═════ Supplied data

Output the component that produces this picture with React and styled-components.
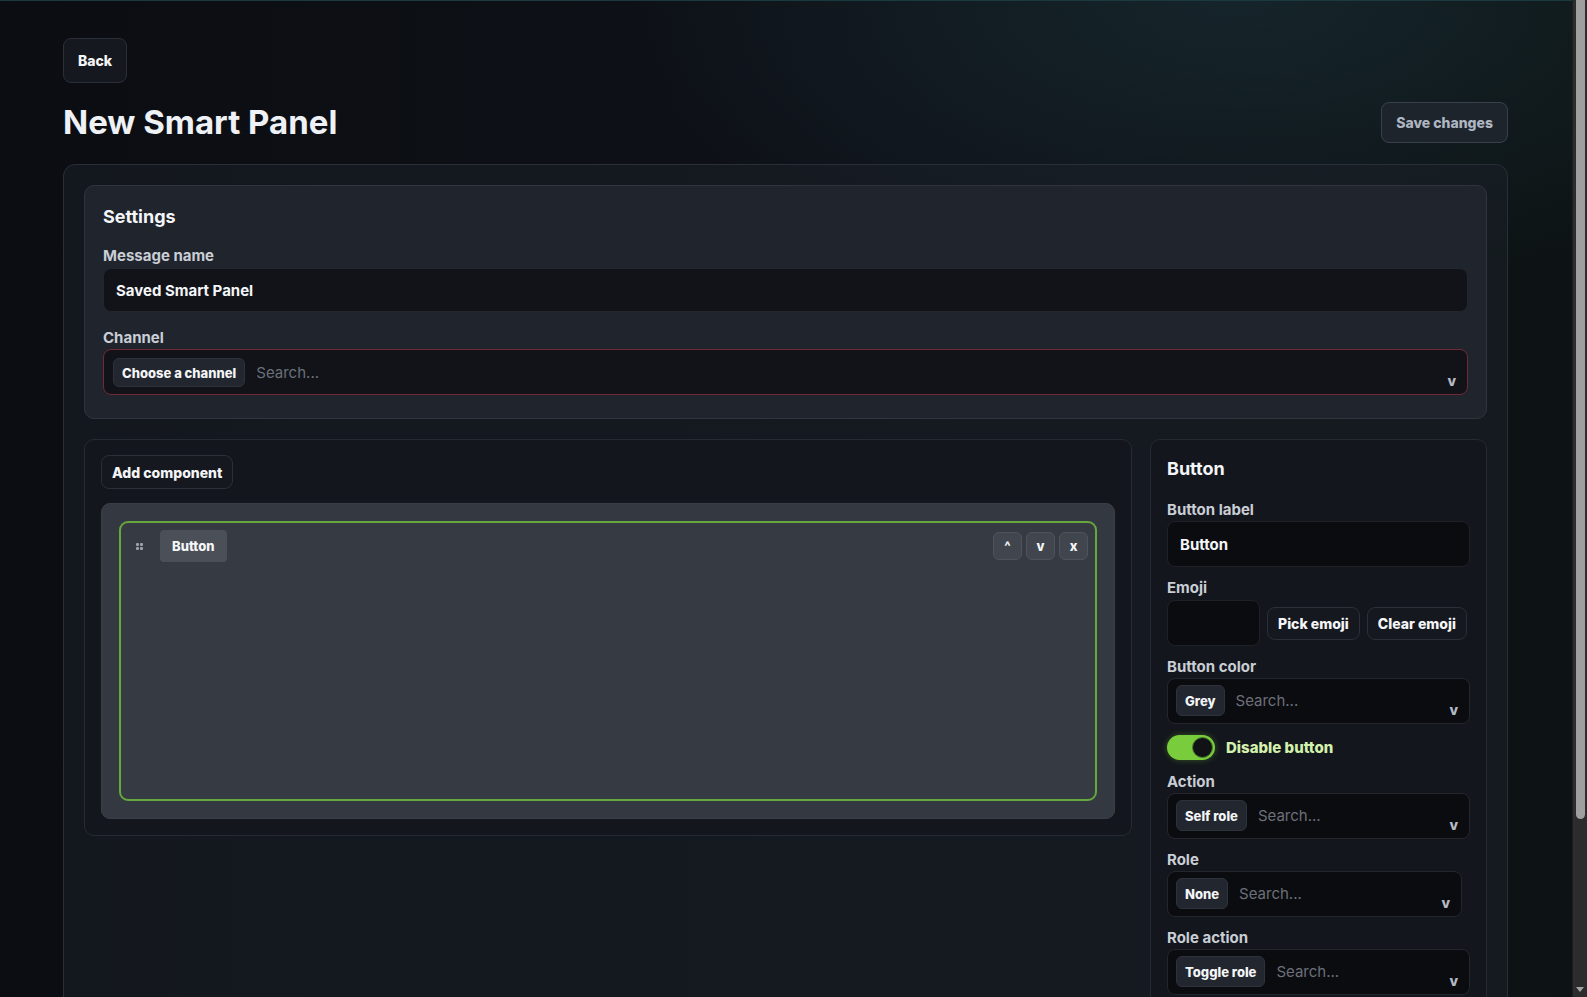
import React, { useState } from 'react'
import styled, { createGlobalStyle } from 'styled-components'

const GlobalStyle = createGlobalStyle`
  html, body {
    margin: 0;
    padding: 0;
  }
  body {
    font-family: Inter, Lato, "Noto Sans", "Liberation Sans", sans-serif;
    color: #f1f3f6;
    background-color: #0c0f14;
    background-image:
      radial-gradient(ellipse 900px 420px at 78% 0%, rgba(28, 52, 60, 0.55), transparent 70%),
      linear-gradient(90deg, #0b0d12 0%, #0e1218 60%, #0d1314 100%);
    background-attachment: fixed;
    border-top: 1px solid #1b3a40;
  }
`

// the reference carries the browser's dark scrollbar, drawn here over the right edge
const ScrollTrack = styled.div`
  position: fixed;
  top: 0;
  right: 0;
  width: 15px;
  height: 100vh;
  background: #2c2c2c;
  border-left: 1px solid #1e1e1e;
  box-sizing: border-box;
`

const ScrollThumb = styled.div`
  position: absolute;
  top: 0;
  left: 3px;
  width: 9px;
  height: 819px;
  border-radius: 0 0 5px 5px;
  background: #9f9f9f;
`

const ScrollArrow = styled.div`
  position: absolute;
  bottom: 5px;
  left: 3px;
  width: 0;
  height: 0;
  border-left: 4px solid transparent;
  border-right: 4px solid transparent;
  border-top: 5px solid #a3a3a3;
`

const Page = styled.div`
  min-height: 1190px;
  padding: 37px 79px 0 63px;
  box-sizing: border-box;
`

const GhostButton = styled.button`
  font-family: inherit;
  font-size: 14px;
  font-weight: 800;
  color: ${p => p.$muted ? '#aeb6c1' : '#f4f5f7'};
  background: ${p => p.$muted ? '#1d242c' : '#15181e'};
  border: 1px solid ${p => p.$muted ? '#38404a' : '#2b2f37'};
  border-radius: 8px;
  height: ${p => p.$h || 34}px;
  padding: 0 ${p => p.$px || 10}px;
  cursor: pointer;
  white-space: nowrap;
`

const HeaderRow = styled.div`
  display: flex;
  align-items: center;
  justify-content: space-between;
  margin-top: 18px;
`

const Title = styled.h1`
  margin: 0;
  font-size: 33px;
  line-height: 42px;
  font-weight: 700;
  color: #eef1f6;
`

const Outer = styled.div`
  margin-top: 21px;
  padding: 20px;
  border: 1px solid #2a2e37;
  border-radius: 12px;
  background: rgba(28, 32, 40, 0.55);
  display: flex;
  flex-direction: column;
  gap: 20px;
`

const Card = styled.section`
  border: 1px solid ${p => p.$dark ? '#262a32' : '#30343d'};
  border-radius: 10px;
  background: ${p => p.$dark ? '#13161c' : '#20242c'};
  padding: ${p => p.$pad || '20px 18px 23px'};
  display: flex;
  flex-direction: column;
  align-items: stretch;
`

const Heading = styled.h2`
  margin: 0 0 ${p => p.$mb || 19}px;
  font-size: 18px;
  line-height: 22px;
  font-weight: 700;
  color: #f3f5f8;
`

const Fields = styled.div`
  display: flex;
  flex-direction: column;
  gap: ${p => p.$gap || 12}px;
`

const Field = styled.div`
  display: flex;
  flex-direction: column;
  gap: ${p => p.$gap || 2}px;
  width: ${p => p.$narrow ? 'calc(100% - 8px)' : '100%'};
`

const Label = styled.label`
  font-size: 15px;
  line-height: 18px;
  font-weight: 700;
  color: #c9ced6;
`

const TextInput = styled.div`
  box-sizing: border-box;
  height: ${p => p.$h || 46}px;
  display: flex;
  align-items: center;
  padding: 0 12px;
  border: 1px solid ${p => p.$dark ? '#1e2128' : '#22262e'};
  border-radius: 8px;
  background: ${p => p.$dark ? '#0b0c10' : '#111319'};
  font-size: 15px;
  font-weight: 700;
  color: #f5f6f8;
`

const Select = styled.div`
  position: relative;
  box-sizing: border-box;
  height: 46px;
  display: flex;
  align-items: flex-start;
  gap: 11px;
  padding: ${p => p.$wide ? '8px 9px' : '6px 8px'};
  border: 1px solid ${p => p.$error ? '#6e2a36' : '#23262d'};
  border-radius: 8px;
  background: ${p => p.$wide ? '#111319' : '#0b0c10'};
`

const Chip = styled.span`
  height: ${p => p.$h || 31}px;
  box-sizing: border-box;
  display: inline-flex;
  align-items: center;
  padding: 0 8px;
  border: 1px solid #2d323c;
  border-radius: 6px;
  background: #22272f;
  font-size: 13px;
  font-weight: 800;
  color: #f4f5f7;
  white-space: nowrap;
`

const Placeholder = styled.span`
  line-height: ${p => p.$h || 31}px;
  font-size: 15px;
  color: #6b7079;
`

const Chevron = styled.span`
  position: absolute;
  right: 11px;
  bottom: 5px;
  font-size: 14px;
  font-weight: 800;
  color: #b5bbc5;
`

const BottomGrid = styled.div`
  display: grid;
  grid-template-columns: 1fr 337px;
  gap: 18px;
  align-items: start;
`

const Workspace = styled.div`
  margin-top: 14px;
  padding: 17px;
  border: 1px solid #3a3e46;
  border-radius: 9px;
  background: #343840;
`

const Component = styled.div`
  height: 280px;
  box-sizing: border-box;
  border: 2px solid ${p => p.$active ? '#66a83e' : '#4a4f58'};
  border-radius: 9px;
  background: #363a43;
  padding: 7px 7px;
`

const ComponentHeader = styled.div`
  display: flex;
  align-items: center;
  gap: 10px;
`

const Handle = styled.span`
  width: 22px;
  display: grid;
  grid-template-columns: 3px 3px;
  gap: 1px;
  justify-content: center;
  span {
    width: 3px;
    height: 3px;
    background: #9da1a9;
    border-radius: 1px;
  }
`

const ComponentTag = styled.span`
  height: 32px;
  display: inline-flex;
  align-items: center;
  padding: 0 12px;
  border-radius: 4px;
  background: #4b4f58;
  font-size: 13px;
  font-weight: 800;
  color: #f5f6f8;
`

const Controls = styled.div`
  margin-left: auto;
  display: flex;
  gap: 4px;
`

const CtrlButton = styled.button`
  width: 29px;
  height: 28px;
  padding: 0;
  border: 1px solid #4e535c;
  border-radius: 6px;
  background: #41454e;
  color: #f4f5f7;
  font-family: inherit;
  font-size: 13px;
  font-weight: 800;
  cursor: pointer;
`

const EmojiRow = styled.div`
  display: flex;
  align-items: center;
  gap: 7px;
`

const EmojiBox = styled.div`
  width: 93px;
  height: 46px;
  flex-shrink: 0;
  box-sizing: border-box;
  border: 1px solid #1e2128;
  border-radius: 8px;
  background: #0b0c10;
`

const ToggleRow = styled.label`
  display: flex;
  align-items: center;
  gap: 11px;
  margin: -1px 0 1px;
  font-size: 15px;
  font-weight: 800;
  color: #d3f1ad;
  cursor: pointer;
`

const Track = styled.span`
  position: relative;
  width: 48px;
  height: 25px;
  border-radius: 13px;
  background: ${p => p.$on ? '#79cc3b' : '#3a3e46'};
  box-shadow: 0 0 6px rgba(121, 204, 59, 0.35);
`

const Knob = styled.span`
  position: absolute;
  top: 2px;
  left: ${p => p.$on ? '25px' : '2px'};
  width: 21px;
  height: 21px;
  box-sizing: border-box;
  border-radius: 50%;
  background: #101216;
  border: 1px solid #4b7f2a;
`

const SelectField = ({ label, value, narrow }) => (
  <Field $narrow={narrow}>
    <Label>{label}</Label>
    <Select>
      <Chip>{value}</Chip>
      <Placeholder>Search...</Placeholder>
      <Chevron>v</Chevron>
    </Select>
  </Field>
)

const App = () => {
  const [disabled, setDisabled] = useState(true)

  return (
    <>
      <GlobalStyle />
      <Page>
        <GhostButton $h={45} $px={14}>Back</GhostButton>
        <HeaderRow>
          <Title>New Smart Panel</Title>
          <GhostButton $muted $h={41} $px={14}>Save changes</GhostButton>
        </HeaderRow>

        <Outer>
          <Card>
            <Heading>Settings</Heading>
            <Fields $gap={17}>
              <Field $gap={3}>
                <Label>Message name</Label>
                <TextInput $h={44}>Saved Smart Panel</TextInput>
              </Field>
              <Field>
                <Label>Channel</Label>
                <Select $wide $error>
                  <Chip $h={29}>Choose a channel</Chip>
                  <Placeholder $h={29}>Search...</Placeholder>
                  <Chevron>v</Chevron>
                </Select>
              </Field>
            </Fields>
          </Card>

          <BottomGrid>
            <Card $dark $pad="15px 16px 16px">
              <div>
                <GhostButton>Add component</GhostButton>
              </div>
              <Workspace>
                <Component $active>
                  <ComponentHeader>
                    <Handle><span /><span /><span /><span /></Handle>
                    <ComponentTag>Button</ComponentTag>
                    <Controls>
                      <CtrlButton>^</CtrlButton>
                      <CtrlButton>v</CtrlButton>
                      <CtrlButton>x</CtrlButton>
                    </Controls>
                  </ComponentHeader>
                </Component>
              </Workspace>
            </Card>

            <Card $dark $pad="18px 16px 24px">
              <Heading $mb={21}>Button</Heading>
              <Fields>
                <Field>
                  <Label>Button label</Label>
                  <TextInput $dark>Button</TextInput>
                </Field>
                <Field $gap={3}>
                  <Label>Emoji</Label>
                  <EmojiRow>
                    <EmojiBox />
                    <GhostButton $h={33}>Pick emoji</GhostButton>
                    <GhostButton $h={33}>Clear emoji</GhostButton>
                  </EmojiRow>
                </Field>
                <SelectField label="Button color" value="Grey" />
                <ToggleRow onClick={() => setDisabled(!disabled)}>
                  <Track $on={disabled}><Knob $on={disabled} /></Track>
                  Disable button
                </ToggleRow>
                <SelectField label="Action" value="Self role" />
                <SelectField label="Role" value="None" narrow />
                <SelectField label="Role action" value="Toggle role" />
              </Fields>
            </Card>
          </BottomGrid>
        </Outer>
      </Page>
      <ScrollTrack>
        <ScrollThumb />
        <ScrollArrow />
      </ScrollTrack>
    </>
  )
}

export default App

══════════

Task requirements: Take each line of the material that contains the word "React" and list it.

Task solution:
Output the component that produces this picture with React and styled-components.
import React, { useState } from 'react'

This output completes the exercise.